*STORED DATA*.

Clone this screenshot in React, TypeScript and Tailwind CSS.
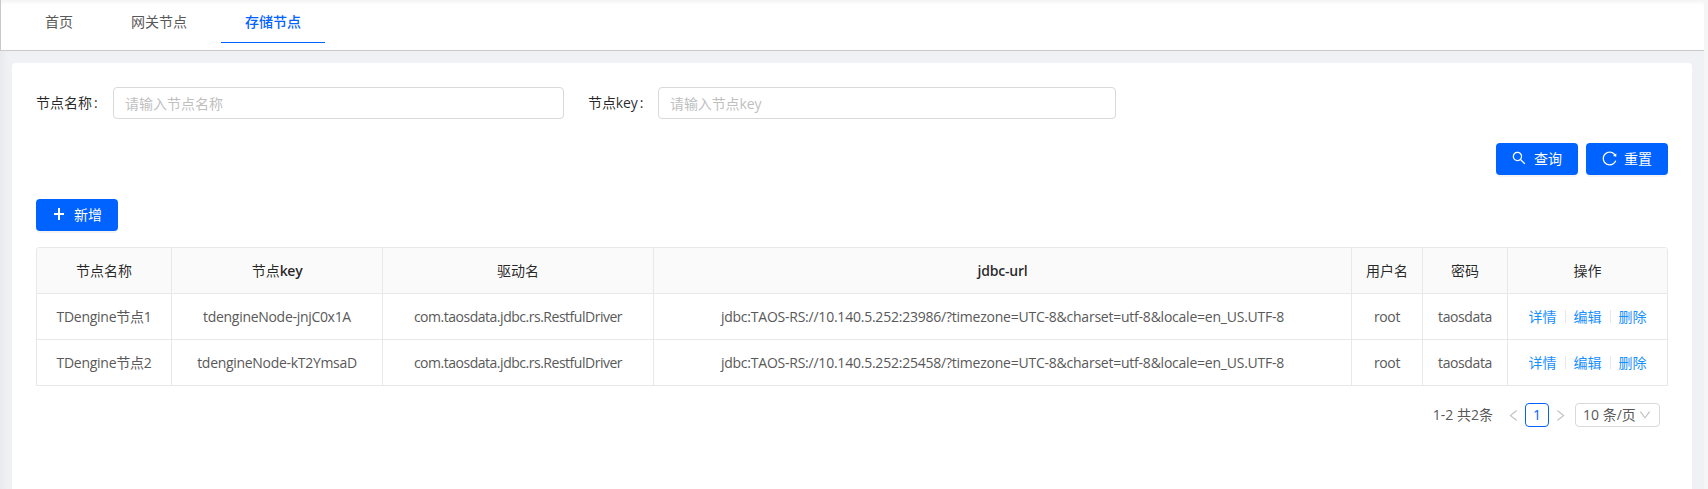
import type { ReactNode } from "react";
import {
  AiOutlineDown,
  AiOutlineLeft,
  AiOutlineReload,
  AiOutlineRight,
  AiOutlineSearch,
} from "react-icons/ai";

const tabs = ["首页", "网关节点", "存储节点"];
const activeTab = "存储节点";

const rows = [
  {
    name: "TDengine节点1",
    key: "tdengineNode-jnjC0x1A",
    driver: "com.taosdata.jdbc.rs.RestfulDriver",
    url: "jdbc:TAOS-RS://10.140.5.252:23986/?timezone=UTC-8&charset=utf-8&locale=en_US.UTF-8",
    user: "root",
    password: "taosdata",
  },
  {
    name: "TDengine节点2",
    key: "tdengineNode-kT2YmsaD",
    driver: "com.taosdata.jdbc.rs.RestfulDriver",
    url: "jdbc:TAOS-RS://10.140.5.252:25458/?timezone=UTC-8&charset=utf-8&locale=en_US.UTF-8",
    user: "root",
    password: "taosdata",
  },
];

function PlusIcon() {
  return (
    <svg width="14" height="14" viewBox="0 0 14 14" fill="currentColor" shapeRendering="crispEdges">
      <path d="M6 1h2v12H6z" />
      <path d="M2 6h10v2H2z" />
    </svg>
  );
}

function PrimaryButton({ icon, children }: { icon: ReactNode; children: ReactNode }) {
  return (
    <button className="flex h-8 w-[82px] items-center gap-[7px] rounded bg-[#0062ff] pl-[15px] text-white shadow-[0_2px_0_rgba(0,0,0,0.045)]">
      <span className="flex h-4 w-4 -translate-y-px items-center justify-center">{icon}</span>
      <span>{children}</span>
    </button>
  );
}

function Th({ children }: { children: ReactNode }) {
  return (
    <th className="border-r border-b border-[#e8e8e8] p-0 text-center font-normal text-black/85">{children}</th>
  );
}

function Td({ className = "", children }: { className?: string; children: ReactNode }) {
  return <td className={`border-r border-b border-[#e8e8e8] p-0 text-center ${className}`}>{children}</td>;
}

function Actions() {
  return (
    <div className="flex items-center justify-center text-[#1890ff]">
      <a>详情</a>
      <span className="mx-2 h-[13px] w-px bg-[#e8e8e8]" />
      <a>编辑</a>
      <span className="mx-2 h-[13px] w-px bg-[#e8e8e8]" />
      <a>删除</a>
    </div>
  );
}

export default function App() {
  return (
    <div className="flex h-[489px] w-[1708px] overflow-hidden bg-[#f5f5f5] font-['Open_Sans','Noto_Sans_CJK_SC',sans-serif] text-sm leading-[22px] text-[#595959]">
      <div className="flex w-[1704px] flex-col bg-[#f0f1f5]">
        <nav className="flex h-[51px] shrink-0 gap-[10px] border-b border-l border-[#c9c9c9] bg-white pl-5 shadow-[inset_0_4px_4px_-2px_rgba(0,21,41,0.06)]">
          {tabs.map((tab) => (
            <a
              key={tab}
              className={
                tab === activeTab
                  ? "h-[43px] border-b border-[#0062ff] px-6 pt-[11px] font-medium text-[#0062ff]"
                  : "h-[43px] px-6 pt-[11px]"
              }
            >
              {tab}
            </a>
          ))}
        </nav>
        <div className="flex grow bg-linear-to-r from-[#e8eaee] to-[#f0f1f5] to-[8px] pt-3 pr-3 pl-3">
          <main className="flex w-[1680px] flex-col rounded-t-sm bg-white px-6 pt-6">
            <div className="flex h-8 items-center text-black/85">
              <label className="w-[77px]">
                节点名称<span className="ml-0.5">:</span>
              </label>
              <input
                className="h-8 w-[451px] rounded border border-[#d9d9d9] px-[11px] placeholder:text-[#bfbfbf]"
                placeholder="请输入节点名称"
              />
              <label className="ml-6 w-[70px] tracking-[-0.1px]">
                节点key<span className="ml-0.5">:</span>
              </label>
              <input
                className="h-8 w-[458px] rounded border border-[#d9d9d9] px-[11px] tracking-[-0.1px] placeholder:text-[#bfbfbf]"
                placeholder="请输入节点key"
              />
            </div>
            <div className="mt-6 flex justify-end gap-2">
              <PrimaryButton icon={<AiOutlineSearch size={16} className="shrink-0" />}>查询</PrimaryButton>
              <PrimaryButton icon={<AiOutlineReload size={17} className="shrink-0" />}>重置</PrimaryButton>
            </div>
            <div className="mt-6">
              <PrimaryButton icon={<PlusIcon />}>新增</PrimaryButton>
            </div>
            <table className="mt-4 w-[1632px] table-fixed border-separate border-spacing-0 overflow-hidden rounded-t border-t border-l border-[#e8e8e8]">
              <colgroup>
                <col className="w-[135px]" />
                <col className="w-[211px]" />
                <col className="w-[271px]" />
                <col className="w-[698px]" />
                <col className="w-[71px]" />
                <col className="w-[85px]" />
                <col className="w-[160px]" />
              </colgroup>
              <thead>
                <tr className="h-[46px] bg-[#fafafa]">
                  <Th>节点名称</Th>
                  <Th>
                    节点<span className="font-semibold tracking-[-0.3px]">key</span>
                  </Th>
                  <Th>驱动名</Th>
                  <Th>
                    <span className="font-semibold tracking-[-0.2px]">jdbc-url</span>
                  </Th>
                  <Th>用户名</Th>
                  <Th>密码</Th>
                  <Th>操作</Th>
                </tr>
              </thead>
              <tbody>
                {rows.map((r) => (
                  <tr key={r.key} className="h-[46px]">
                    <Td className="tracking-[-0.27px]">{r.name}</Td>
                    <Td className="tracking-[-0.3px]">{r.key}</Td>
                    <Td className="tracking-[-0.48px]">{r.driver}</Td>
                    <Td className="tracking-[-0.23px]">{r.url}</Td>
                    <Td className="tracking-[-0.4px]">{r.user}</Td>
                    <Td className="tracking-[-0.4px]">{r.password}</Td>
                    <Td>
                      <Actions />
                    </Td>
                  </tr>
                ))}
              </tbody>
            </table>
            <div className="mt-[17px] flex h-6 items-center justify-end pr-2">
              <span>1-2 共2条</span>
              <span className="ml-2 flex w-6 justify-center text-[#bfbfbf]">
                <AiOutlineLeft size={15} />
              </span>
              <span className="flex h-6 w-6 items-center justify-center rounded border border-[#0062ff] text-[#0062ff]">
                1
              </span>
              <span className="flex w-[26px] justify-center pr-[3px] text-[#bfbfbf]">
                <AiOutlineRight size={15} />
              </span>
              <span className="flex h-6 w-[85px] items-center justify-between rounded border border-[#d9d9d9] pr-[7px] pl-[7px]">
                <span>10 条/页</span>
                <AiOutlineDown size={14} className="text-[#bfbfbf]" />
              </span>
            </div>
          </main>
        </div>
      </div>
    </div>
  );
}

*WHAT YOU ARE ASKED TO DO*. Print the whole listing above once more, word for word, without its pictures.

*REPLY*.
Clone this screenshot in React, TypeScript and Tailwind CSS.
import type { ReactNode } from "react";
import {
  AiOutlineDown,
  AiOutlineLeft,
  AiOutlineReload,
  AiOutlineRight,
  AiOutlineSearch,
} from "react-icons/ai";

const tabs = ["首页", "网关节点", "存储节点"];
const activeTab = "存储节点";

const rows = [
  {
    name: "TDengine节点1",
    key: "tdengineNode-jnjC0x1A",
    driver: "com.taosdata.jdbc.rs.RestfulDriver",
    url: "jdbc:TAOS-RS://10.140.5.252:23986/?timezone=UTC-8&charset=utf-8&locale=en_US.UTF-8",
    user: "root",
    password: "taosdata",
  },
  {
    name: "TDengine节点2",
    key: "tdengineNode-kT2YmsaD",
    driver: "com.taosdata.jdbc.rs.RestfulDriver",
    url: "jdbc:TAOS-RS://10.140.5.252:25458/?timezone=UTC-8&charset=utf-8&locale=en_US.UTF-8",
    user: "root",
    password: "taosdata",
  },
];

function PlusIcon() {
  return (
    <svg width="14" height="14" viewBox="0 0 14 14" fill="currentColor" shapeRendering="crispEdges">
      <path d="M6 1h2v12H6z" />
      <path d="M2 6h10v2H2z" />
    </svg>
  );
}

function PrimaryButton({ icon, children }: { icon: ReactNode; children: ReactNode }) {
  return (
    <button className="flex h-8 w-[82px] items-center gap-[7px] rounded bg-[#0062ff] pl-[15px] text-white shadow-[0_2px_0_rgba(0,0,0,0.045)]">
      <span className="flex h-4 w-4 -translate-y-px items-center justify-center">{icon}</span>
      <span>{children}</span>
    </button>
  );
}

function Th({ children }: { children: ReactNode }) {
  return (
    <th className="border-r border-b border-[#e8e8e8] p-0 text-center font-normal text-black/85">{children}</th>
  );
}

function Td({ className = "", children }: { className?: string; children: ReactNode }) {
  return <td className={`border-r border-b border-[#e8e8e8] p-0 text-center ${className}`}>{children}</td>;
}

function Actions() {
  return (
    <div className="flex items-center justify-center text-[#1890ff]">
      <a>详情</a>
      <span className="mx-2 h-[13px] w-px bg-[#e8e8e8]" />
      <a>编辑</a>
      <span className="mx-2 h-[13px] w-px bg-[#e8e8e8]" />
      <a>删除</a>
    </div>
  );
}

export default function App() {
  return (
    <div className="flex h-[489px] w-[1708px] overflow-hidden bg-[#f5f5f5] font-['Open_Sans','Noto_Sans_CJK_SC',sans-serif] text-sm leading-[22px] text-[#595959]">
      <div className="flex w-[1704px] flex-col bg-[#f0f1f5]">
        <nav className="flex h-[51px] shrink-0 gap-[10px] border-b border-l border-[#c9c9c9] bg-white pl-5 shadow-[inset_0_4px_4px_-2px_rgba(0,21,41,0.06)]">
          {tabs.map((tab) => (
            <a
              key={tab}
              className={
                tab === activeTab
                  ? "h-[43px] border-b border-[#0062ff] px-6 pt-[11px] font-medium text-[#0062ff]"
                  : "h-[43px] px-6 pt-[11px]"
              }
            >
              {tab}
            </a>
          ))}
        </nav>
        <div className="flex grow bg-linear-to-r from-[#e8eaee] to-[#f0f1f5] to-[8px] pt-3 pr-3 pl-3">
          <main className="flex w-[1680px] flex-col rounded-t-sm bg-white px-6 pt-6">
            <div className="flex h-8 items-center text-black/85">
              <label className="w-[77px]">
                节点名称<span className="ml-0.5">:</span>
              </label>
              <input
                className="h-8 w-[451px] rounded border border-[#d9d9d9] px-[11px] placeholder:text-[#bfbfbf]"
                placeholder="请输入节点名称"
              />
              <label className="ml-6 w-[70px] tracking-[-0.1px]">
                节点key<span className="ml-0.5">:</span>
              </label>
              <input
                className="h-8 w-[458px] rounded border border-[#d9d9d9] px-[11px] tracking-[-0.1px] placeholder:text-[#bfbfbf]"
                placeholder="请输入节点key"
              />
            </div>
            <div className="mt-6 flex justify-end gap-2">
              <PrimaryButton icon={<AiOutlineSearch size={16} className="shrink-0" />}>查询</PrimaryButton>
              <PrimaryButton icon={<AiOutlineReload size={17} className="shrink-0" />}>重置</PrimaryButton>
            </div>
            <div className="mt-6">
              <PrimaryButton icon={<PlusIcon />}>新增</PrimaryButton>
            </div>
            <table className="mt-4 w-[1632px] table-fixed border-separate border-spacing-0 overflow-hidden rounded-t border-t border-l border-[#e8e8e8]">
              <colgroup>
                <col className="w-[135px]" />
                <col className="w-[211px]" />
                <col className="w-[271px]" />
                <col className="w-[698px]" />
                <col className="w-[71px]" />
                <col className="w-[85px]" />
                <col className="w-[160px]" />
              </colgroup>
              <thead>
                <tr className="h-[46px] bg-[#fafafa]">
                  <Th>节点名称</Th>
                  <Th>
                    节点<span className="font-semibold tracking-[-0.3px]">key</span>
                  </Th>
                  <Th>驱动名</Th>
                  <Th>
                    <span className="font-semibold tracking-[-0.2px]">jdbc-url</span>
                  </Th>
                  <Th>用户名</Th>
                  <Th>密码</Th>
                  <Th>操作</Th>
                </tr>
              </thead>
              <tbody>
                {rows.map((r) => (
                  <tr key={r.key} className="h-[46px]">
                    <Td className="tracking-[-0.27px]">{r.name}</Td>
                    <Td className="tracking-[-0.3px]">{r.key}</Td>
                    <Td className="tracking-[-0.48px]">{r.driver}</Td>
                    <Td className="tracking-[-0.23px]">{r.url}</Td>
                    <Td className="tracking-[-0.4px]">{r.user}</Td>
                    <Td className="tracking-[-0.4px]">{r.password}</Td>
                    <Td>
                      <Actions />
                    </Td>
                  </tr>
                ))}
              </tbody>
            </table>
            <div className="mt-[17px] flex h-6 items-center justify-end pr-2">
              <span>1-2 共2条</span>
              <span className="ml-2 flex w-6 justify-center text-[#bfbfbf]">
                <AiOutlineLeft size={15} />
              </span>
              <span className="flex h-6 w-6 items-center justify-center rounded border border-[#0062ff] text-[#0062ff]">
                1
              </span>
              <span className="flex w-[26px] justify-center pr-[3px] text-[#bfbfbf]">
                <AiOutlineRight size={15} />
              </span>
              <span className="flex h-6 w-[85px] items-center justify-between rounded border border-[#d9d9d9] pr-[7px] pl-[7px]">
                <span>10 条/页</span>
                <AiOutlineDown size={14} className="text-[#bfbfbf]" />
              </span>
            </div>
          </main>
        </div>
      </div>
    </div>
  );
}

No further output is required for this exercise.